▶ _Objective_:
Print the whole listing exactly.

### Data lines

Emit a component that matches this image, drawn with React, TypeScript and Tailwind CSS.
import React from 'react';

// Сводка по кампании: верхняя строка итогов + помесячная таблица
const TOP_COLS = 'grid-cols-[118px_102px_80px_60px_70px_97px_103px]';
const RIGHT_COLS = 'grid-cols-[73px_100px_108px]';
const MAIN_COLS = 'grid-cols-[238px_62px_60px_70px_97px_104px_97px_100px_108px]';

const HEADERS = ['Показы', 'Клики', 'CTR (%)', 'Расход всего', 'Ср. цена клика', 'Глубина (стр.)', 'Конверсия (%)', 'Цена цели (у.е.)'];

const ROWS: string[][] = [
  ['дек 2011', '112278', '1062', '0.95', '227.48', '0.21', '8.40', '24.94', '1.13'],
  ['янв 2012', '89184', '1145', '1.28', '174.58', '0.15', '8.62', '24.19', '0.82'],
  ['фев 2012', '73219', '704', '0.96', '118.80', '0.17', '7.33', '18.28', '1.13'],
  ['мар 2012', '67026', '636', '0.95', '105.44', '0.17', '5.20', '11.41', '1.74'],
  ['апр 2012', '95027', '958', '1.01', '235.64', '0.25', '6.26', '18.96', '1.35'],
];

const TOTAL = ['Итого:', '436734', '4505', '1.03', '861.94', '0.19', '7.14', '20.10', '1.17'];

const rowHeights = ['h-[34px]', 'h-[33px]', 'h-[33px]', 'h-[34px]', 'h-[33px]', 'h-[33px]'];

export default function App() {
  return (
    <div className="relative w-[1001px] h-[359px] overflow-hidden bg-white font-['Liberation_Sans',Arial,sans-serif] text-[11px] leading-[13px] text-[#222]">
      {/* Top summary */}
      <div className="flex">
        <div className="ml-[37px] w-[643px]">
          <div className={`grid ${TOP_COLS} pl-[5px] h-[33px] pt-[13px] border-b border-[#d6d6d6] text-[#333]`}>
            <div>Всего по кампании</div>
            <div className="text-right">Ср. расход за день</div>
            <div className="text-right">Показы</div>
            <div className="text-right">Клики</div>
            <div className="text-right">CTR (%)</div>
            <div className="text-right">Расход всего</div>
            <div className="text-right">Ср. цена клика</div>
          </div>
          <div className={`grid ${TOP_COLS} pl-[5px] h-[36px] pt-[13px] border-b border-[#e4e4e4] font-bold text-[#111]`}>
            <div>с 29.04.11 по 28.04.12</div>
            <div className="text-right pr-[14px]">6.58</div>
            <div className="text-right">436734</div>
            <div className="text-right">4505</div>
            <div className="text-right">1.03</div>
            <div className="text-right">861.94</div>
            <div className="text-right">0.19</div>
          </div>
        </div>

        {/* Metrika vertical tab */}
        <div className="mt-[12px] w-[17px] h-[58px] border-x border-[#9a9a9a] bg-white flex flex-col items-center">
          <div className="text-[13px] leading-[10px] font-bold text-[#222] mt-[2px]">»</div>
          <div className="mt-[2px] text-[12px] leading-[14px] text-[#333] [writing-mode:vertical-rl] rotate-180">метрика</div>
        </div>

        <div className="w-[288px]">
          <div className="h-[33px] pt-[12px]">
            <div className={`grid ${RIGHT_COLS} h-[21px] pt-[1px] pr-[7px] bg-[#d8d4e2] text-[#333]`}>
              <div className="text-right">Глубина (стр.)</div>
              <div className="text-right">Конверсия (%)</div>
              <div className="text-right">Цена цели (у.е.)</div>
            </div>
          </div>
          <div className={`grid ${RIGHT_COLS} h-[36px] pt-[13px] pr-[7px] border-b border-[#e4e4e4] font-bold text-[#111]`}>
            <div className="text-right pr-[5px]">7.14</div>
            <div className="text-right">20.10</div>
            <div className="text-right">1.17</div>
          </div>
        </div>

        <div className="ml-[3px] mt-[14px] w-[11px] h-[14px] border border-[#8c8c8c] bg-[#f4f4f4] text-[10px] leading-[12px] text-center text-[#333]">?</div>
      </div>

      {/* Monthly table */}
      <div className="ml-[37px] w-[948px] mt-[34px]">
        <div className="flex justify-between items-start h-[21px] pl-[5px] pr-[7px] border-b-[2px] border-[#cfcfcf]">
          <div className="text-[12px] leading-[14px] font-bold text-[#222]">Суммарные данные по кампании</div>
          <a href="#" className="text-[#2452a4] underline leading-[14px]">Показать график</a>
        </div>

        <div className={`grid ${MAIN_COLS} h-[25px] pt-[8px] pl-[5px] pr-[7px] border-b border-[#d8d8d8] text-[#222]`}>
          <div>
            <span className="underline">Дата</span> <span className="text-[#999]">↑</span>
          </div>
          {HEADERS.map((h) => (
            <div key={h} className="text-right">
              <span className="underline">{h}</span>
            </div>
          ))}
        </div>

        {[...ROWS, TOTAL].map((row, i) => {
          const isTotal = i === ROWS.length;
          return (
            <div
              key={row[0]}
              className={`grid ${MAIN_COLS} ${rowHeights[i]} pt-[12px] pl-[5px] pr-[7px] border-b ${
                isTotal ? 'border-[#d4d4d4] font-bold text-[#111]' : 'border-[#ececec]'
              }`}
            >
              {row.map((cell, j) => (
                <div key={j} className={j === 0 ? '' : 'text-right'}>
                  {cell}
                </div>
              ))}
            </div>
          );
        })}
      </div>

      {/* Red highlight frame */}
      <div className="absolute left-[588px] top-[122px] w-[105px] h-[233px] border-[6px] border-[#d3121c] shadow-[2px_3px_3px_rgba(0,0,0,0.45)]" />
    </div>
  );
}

######

▶ _Answer in full_:
Emit a component that matches this image, drawn with React, TypeScript and Tailwind CSS.
import React from 'react';

// Сводка по кампании: верхняя строка итогов + помесячная таблица
const TOP_COLS = 'grid-cols-[118px_102px_80px_60px_70px_97px_103px]';
const RIGHT_COLS = 'grid-cols-[73px_100px_108px]';
const MAIN_COLS = 'grid-cols-[238px_62px_60px_70px_97px_104px_97px_100px_108px]';

const HEADERS = ['Показы', 'Клики', 'CTR (%)', 'Расход всего', 'Ср. цена клика', 'Глубина (стр.)', 'Конверсия (%)', 'Цена цели (у.е.)'];

const ROWS: string[][] = [
  ['дек 2011', '112278', '1062', '0.95', '227.48', '0.21', '8.40', '24.94', '1.13'],
  ['янв 2012', '89184', '1145', '1.28', '174.58', '0.15', '8.62', '24.19', '0.82'],
  ['фев 2012', '73219', '704', '0.96', '118.80', '0.17', '7.33', '18.28', '1.13'],
  ['мар 2012', '67026', '636', '0.95', '105.44', '0.17', '5.20', '11.41', '1.74'],
  ['апр 2012', '95027', '958', '1.01', '235.64', '0.25', '6.26', '18.96', '1.35'],
];

const TOTAL = ['Итого:', '436734', '4505', '1.03', '861.94', '0.19', '7.14', '20.10', '1.17'];

const rowHeights = ['h-[34px]', 'h-[33px]', 'h-[33px]', 'h-[34px]', 'h-[33px]', 'h-[33px]'];

export default function App() {
  return (
    <div className="relative w-[1001px] h-[359px] overflow-hidden bg-white font-['Liberation_Sans',Arial,sans-serif] text-[11px] leading-[13px] text-[#222]">
      {/* Top summary */}
      <div className="flex">
        <div className="ml-[37px] w-[643px]">
          <div className={`grid ${TOP_COLS} pl-[5px] h-[33px] pt-[13px] border-b border-[#d6d6d6] text-[#333]`}>
            <div>Всего по кампании</div>
            <div className="text-right">Ср. расход за день</div>
            <div className="text-right">Показы</div>
            <div className="text-right">Клики</div>
            <div className="text-right">CTR (%)</div>
            <div className="text-right">Расход всего</div>
            <div className="text-right">Ср. цена клика</div>
          </div>
          <div className={`grid ${TOP_COLS} pl-[5px] h-[36px] pt-[13px] border-b border-[#e4e4e4] font-bold text-[#111]`}>
            <div>с 29.04.11 по 28.04.12</div>
            <div className="text-right pr-[14px]">6.58</div>
            <div className="text-right">436734</div>
            <div className="text-right">4505</div>
            <div className="text-right">1.03</div>
            <div className="text-right">861.94</div>
            <div className="text-right">0.19</div>
          </div>
        </div>

        {/* Metrika vertical tab */}
        <div className="mt-[12px] w-[17px] h-[58px] border-x border-[#9a9a9a] bg-white flex flex-col items-center">
          <div className="text-[13px] leading-[10px] font-bold text-[#222] mt-[2px]">»</div>
          <div className="mt-[2px] text-[12px] leading-[14px] text-[#333] [writing-mode:vertical-rl] rotate-180">метрика</div>
        </div>

        <div className="w-[288px]">
          <div className="h-[33px] pt-[12px]">
            <div className={`grid ${RIGHT_COLS} h-[21px] pt-[1px] pr-[7px] bg-[#d8d4e2] text-[#333]`}>
              <div className="text-right">Глубина (стр.)</div>
              <div className="text-right">Конверсия (%)</div>
              <div className="text-right">Цена цели (у.е.)</div>
            </div>
          </div>
          <div className={`grid ${RIGHT_COLS} h-[36px] pt-[13px] pr-[7px] border-b border-[#e4e4e4] font-bold text-[#111]`}>
            <div className="text-right pr-[5px]">7.14</div>
            <div className="text-right">20.10</div>
            <div className="text-right">1.17</div>
          </div>
        </div>

        <div className="ml-[3px] mt-[14px] w-[11px] h-[14px] border border-[#8c8c8c] bg-[#f4f4f4] text-[10px] leading-[12px] text-center text-[#333]">?</div>
      </div>

      {/* Monthly table */}
      <div className="ml-[37px] w-[948px] mt-[34px]">
        <div className="flex justify-between items-start h-[21px] pl-[5px] pr-[7px] border-b-[2px] border-[#cfcfcf]">
          <div className="text-[12px] leading-[14px] font-bold text-[#222]">Суммарные данные по кампании</div>
          <a href="#" className="text-[#2452a4] underline leading-[14px]">Показать график</a>
        </div>

        <div className={`grid ${MAIN_COLS} h-[25px] pt-[8px] pl-[5px] pr-[7px] border-b border-[#d8d8d8] text-[#222]`}>
          <div>
            <span className="underline">Дата</span> <span className="text-[#999]">↑</span>
          </div>
          {HEADERS.map((h) => (
            <div key={h} className="text-right">
              <span className="underline">{h}</span>
            </div>
          ))}
        </div>

        {[...ROWS, TOTAL].map((row, i) => {
          const isTotal = i === ROWS.length;
          return (
            <div
              key={row[0]}
              className={`grid ${MAIN_COLS} ${rowHeights[i]} pt-[12px] pl-[5px] pr-[7px] border-b ${
                isTotal ? 'border-[#d4d4d4] font-bold text-[#111]' : 'border-[#ececec]'
              }`}
            >
              {row.map((cell, j) => (
                <div key={j} className={j === 0 ? '' : 'text-right'}>
                  {cell}
                </div>
              ))}
            </div>
          );
        })}
      </div>

      {/* Red highlight frame */}
      <div className="absolute left-[588px] top-[122px] w-[105px] h-[233px] border-[6px] border-[#d3121c] shadow-[2px_3px_3px_rgba(0,0,0,0.45)]" />
    </div>
  );
}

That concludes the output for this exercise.